As yet there have been no open market sales although we remain of the opinion that the market is likely to kick off at £200 per hectare as it did last year. We have vendors who are already prepared to sell at £200. The market this year, however, could well be more bullish than last year. Last year the market was discounted because of the threat of a Brexit vote and obviously, following the Referendum and the uncertainty it has caused, this will have a negative effect. However we believe the positive effects of the devalued pound and the UK government commitment to guarantee the current level of funding until 2020 are now more likely to outweigh the negative effect of Brexit. This month will see the setting of the exchange rate for the 2016 Basic Payment, which at the time of writing (2.9.2016) is looking likely to see a 15% increase on 2015’s payment up from £178 to £205 per hectare. Whilst technically this is not the rate that will be applying to the 2017 entitlements about to change hands, the market has always based its calculations on the previous year’s payment. Unexpectedly, never has there been such a stark illustration of the phenomenon that has continually appeared whereby if the general economy does badly, agriculture does well. Subsequently if you are pessimistic about the general outcome of Brexit, it is likely the pound will remain at its current low level if not get worse. However if you feel in the next 12 months the general economy will improve then perhaps these higher payment rates will be eroded for 2017. On the basis that the exchange rate remains as it is now for the rest of September, a 15% increase of the Basic Payment will certainly increase liquidity compared with last year’s market, which was marked by a lack of cash following the crash in farm commodity prices.

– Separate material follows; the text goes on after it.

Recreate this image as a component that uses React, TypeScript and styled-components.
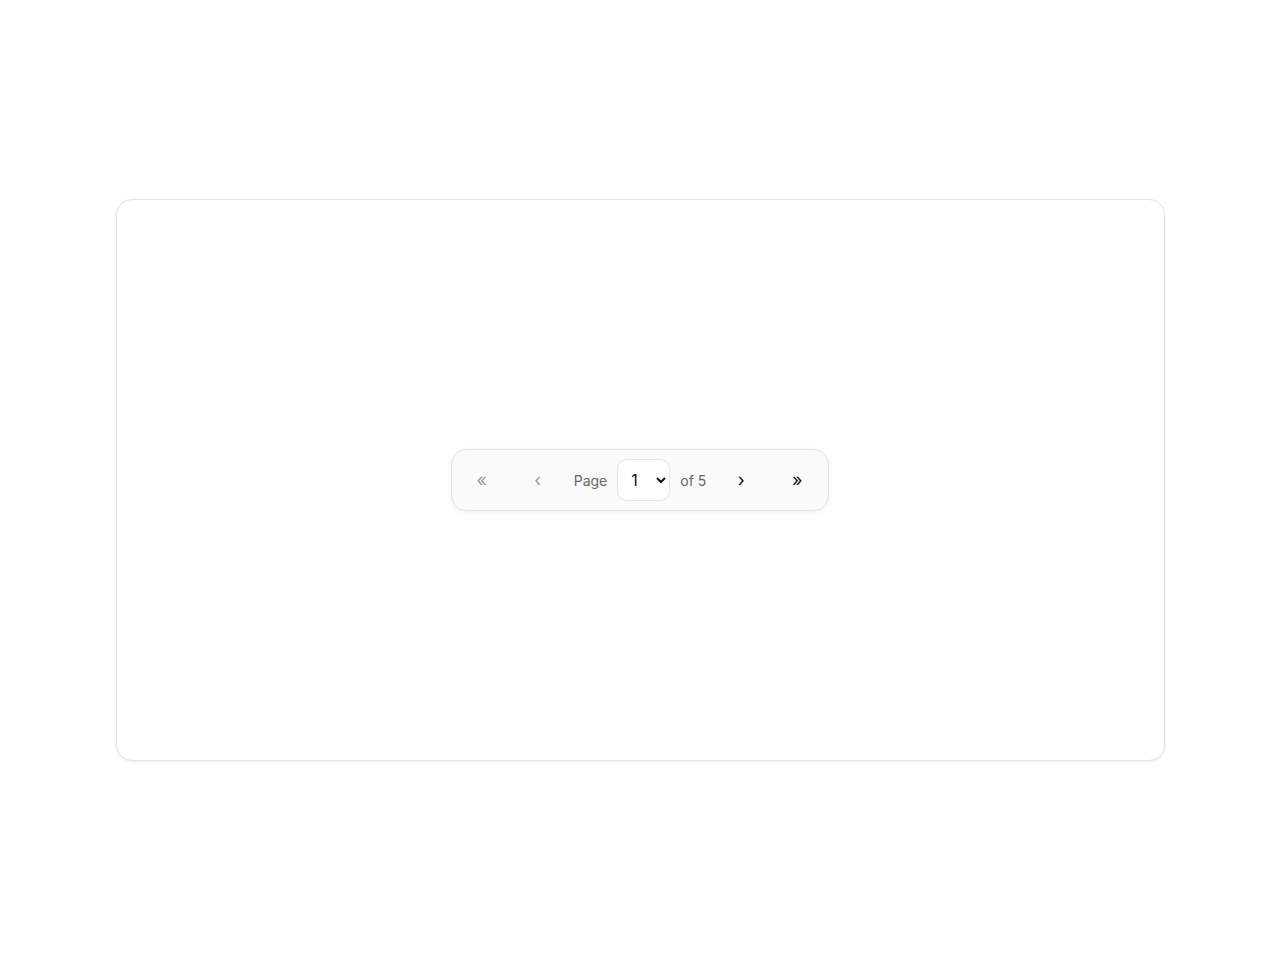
import React, { useState } from 'react'
import styled, { createGlobalStyle } from 'styled-components'

const GlobalStyle = createGlobalStyle`
  * { box-sizing: border-box; }
  html, body { margin: 0; padding: 0; background: #ffffff; }
  body { font-family: Inter, "Noto Sans", sans-serif; }
`

const TOTAL = 5

const App: React.FC = () => {
  const [page, setPage] = useState(1)

  const first = page <= 1
  const last = page >= TOTAL

  return (
    <>
      <GlobalStyle />
      <Screen>
        <Card>
          <Pager>
            <NavButton $w={40} disabled={first} $muted={first} onClick={() => setPage(1)}>«</NavButton>
            <NavButton $w={52} disabled={first} $muted={first} onClick={() => setPage(page - 1)}>‹</NavButton>
            <Label>Page</Label>
            <PageSelect value={page} onChange={(e) => setPage(Number(e.target.value))}>
              {Array.from({ length: TOTAL }, (_, i) => (
                <option key={i} value={i + 1}>{i + 1}</option>
              ))}
            </PageSelect>
            <Label>of {TOTAL}</Label>
            <NavButton $w={50} disabled={last} $muted={last} onClick={() => setPage(page + 1)}>›</NavButton>
            <NavButton $w={42} disabled={last} $muted={last} onClick={() => setPage(TOTAL)}>»</NavButton>
          </Pager>
        </Card>
      </Screen>
    </>
  )
}

export default App

const Screen = styled.div`
  width: 100%;
  height: 960px;
  display: flex;
  align-items: center;
  justify-content: center;
`

const Card = styled.div`
  width: 1049px;
  height: 562px;
  border: 1px solid #e4e4e4;
  border-radius: 16px;
  background: #ffffff;
  box-shadow: 0 1px 3px rgba(0, 0, 0, 0.08);
  display: flex;
  align-items: center;
  justify-content: center;
`

const Pager = styled.div`
  display: flex;
  align-items: center;
  gap: 10px;
  padding: 9px 10px;
  background: #fafafa;
  border: 1px solid #e6e6e6;
  border-radius: 16px;
  box-shadow: 0 1px 4px rgba(0, 0, 0, 0.08);
`

const NavButton = styled.button<{ $muted?: boolean; $w: number }>`
  width: ${(p) => p.$w}px;
  height: 42px;
  padding: 0;
  border: none;
  background: transparent;
  border-radius: 10px;
  font-family: Inter, "Noto Sans", sans-serif;
  font-size: 18px;
  line-height: 1;
  color: ${(p) => (p.$muted ? '#9a9a9a' : '#111111')};
  cursor: ${(p) => (p.$muted ? 'default' : 'pointer')};
  display: flex;
  align-items: center;
  justify-content: center;
`

const Label = styled.span`
  font-size: 14px;
  color: #666666;
  white-space: nowrap;
`

const PageSelect = styled.select`
  width: 53px;
  height: 42px;
  padding: 0 4px 0 9px;
  border: 1px solid #e4e4e4;
  border-radius: 10px;
  background: #ffffff;
  font-family: Inter, "Noto Sans", sans-serif;
  font-size: 16px;
  color: #111111;
`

Whilst our 2015 summer price prediction for 2016 trade was quickly surpassed with prices roaring away to £250 before Christmas, it is less clear what the average price or range will be for 2017. Last year’s average was £190 (for VAT registered sales of over 10 ha) and certainly in this case, if something is worth 15% more, than it was, it may cost the same percentage more to buy. This would see an average price of £220. Of course there will not be the fear of a shortage of entitlements this season, which was what drove the market at the beginning of the 2016 trade, although without any figures from the RPA it is impossible to know for any claim year what total number of entitlements are allocated across the UK. We do not know how many new entitlements will have been allocated under the new entrants and young farmers schemes, and also whether these match all the entitlements confiscated in 2015 and 2016. Following the Chancellor’s announcement that Pillar 1 monies will be available in 2019, effectively we are still in the same position as if we had remained in the EU and the BPS scheme was to run until the 31st December 2019. A new scheme would have had to have been created by the EU, or the current BPS rolled over. Obviously, however, the difference is that the UK will now be determining for themselves, if we have left the EU by the 31st December 2019, their own subsidy/grant scheme without the Europeans. The fear here is that without the French, the UK government may not be as willing to support farming in exactly the same way they have been with direct Pillar 1 type payments. However in the short term we have basically three years left to claim on entitlements purchased for 2017, and maybe we will still by in the EU well in to a new EU scheme as well after 2019. Whilst the Chancellor has not spelt out that BPS will be rolled over in 2019, it is difficult to see the circumstances in which the UK would want to go to the expense of creating a new scheme rather than using/adapting the current scheme and RPA online computer system which has cost an estimated £154 million so far to create. The Chancellor, of course, as we are sure is the case with all ministers, will be unable to say anything certain beyond the two year exit negotiating period without compromising the Government’s negotiating position with the EU.
Obviously uncertainty is never helpful but ultimately if you have eligible land at your disposal and funds available it remains a “no brainer” to buy entitlements which, if purchased at £200 have a good chance of returning a profit in the first year and certainly within the second as usual. Interestingly if one looks for a precedent at what could be a higher payment at current exchange rates of £205 per hectare, if one looks back to 2014 the average sale price was £230 per hectare following the payment being set for 2013 at £213 per hectare. The 2014 payment was set at £193 with the 2015 payment at £178. 2015 is not a comparable year as this was the first year of the BPS scheme, the “use it or lose it” year with the average price going down to £98 per hectare as farmers with surpluses struggled to sell their entitlements to a small pool of purchasers. If one considers therefore the effect on prices in 2014 of the higher payment rates in 2013, and the higher payment at most likely £205/ha for 2016, we could be seeing an average price for 2017 at £220.